The Philadelphia region’s real estate market saw rising median sale prices in March, according to the Long & Foster Market Minute reports. The Philadelphia region includes Bucks, Chester, Delaware, Montgomery and Philadelphia counties.
In Philadelphia County, the median sale price increased by 14 percent in March, followed by an 11 percent increase in both Bucks and Delaware counties. The entire market also experienced declines in the number of homes sold. Home sales fell by 6 percent in Delaware County and by 9 percent in Bucks County.
Active inventory levels fell throughout the Philadelphia real estate market in March. Chester County saw the smallest decline at 11 percent, while the biggest decline was seen in Delaware County where it fell by 28 percent. Homes in the region sold in about seven to nine weeks on average. Philadelphia County experienced the lowest days on market average at 55 days.
“There’s never been a better time to sell,” said Gary Scott, president of Long & Foster Real Estate. “But the choices of where to go are challenging and there are a lot of different factors impacting inventory. Philadelphia is an incredibly tough market. There’s a huge amount of demand for properties as more people look to move into the city.”
Scott said one group of homeowners who could benefit significantly by selling is those who became landlords during the recession because they were underwater on their mortgage. Putting their home on the market now would help them maximize the return on their investment.
Some homeowners are trying to maximize the sale of their property by listing it with a discount brokerage, but that could end up costing them more, Scott warns. The barrier to entry to get a real estate license is fairly low, and the cost of discount brokerages is often reflective of the skills and services offered. A home seller may pay a lower commission, but their agent may not be as skilled in negotiations or be as knowledgeable about real estate contracts.
“When hiring a real estate agent, you want to ask them result-oriented questions,” Scott said. “Ask them what percentage of their listings sell, what their list-to-sale price ratios are, as well as the difference between a home’s original price and its sale price. Just because a real estate agent lists a lot of homes doesn’t mean they’ll provide the level of service that’s best for each client.”
The Long & Foster Market Minute is an overview of market statistics based on residential real estate transactions for more than 500 local areas and neighborhoods and over 100 counties in eight states. The easy-to-read, easy-to-share reports include information about each area’s units sold, active inventory, median sale prices, list to sold price ratio, days on market and more.
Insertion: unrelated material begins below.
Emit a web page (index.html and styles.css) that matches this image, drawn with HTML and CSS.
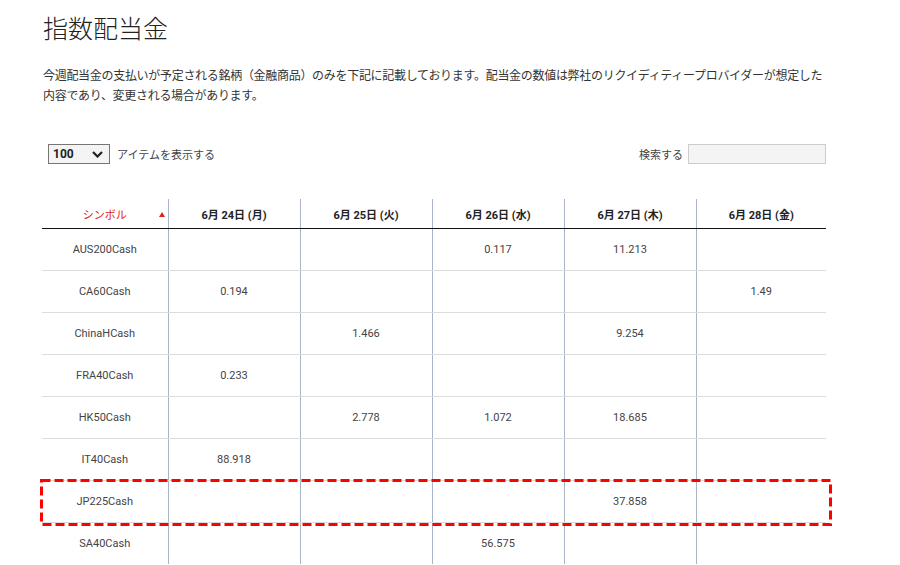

Information included in this report is based on data supplied by TREND multiple listing service and its member associations of Realtors, which are not responsible for its accuracy. The reports include residential real estate transactions within specific geographic regions, not just Long & Foster sales, and they do not reflect all activity in the marketplace. Information contained in this report is deemed reliable but not guaranteed, should be independently verified, and does not constitute an opinion of TREND or Long & Foster Real Estate.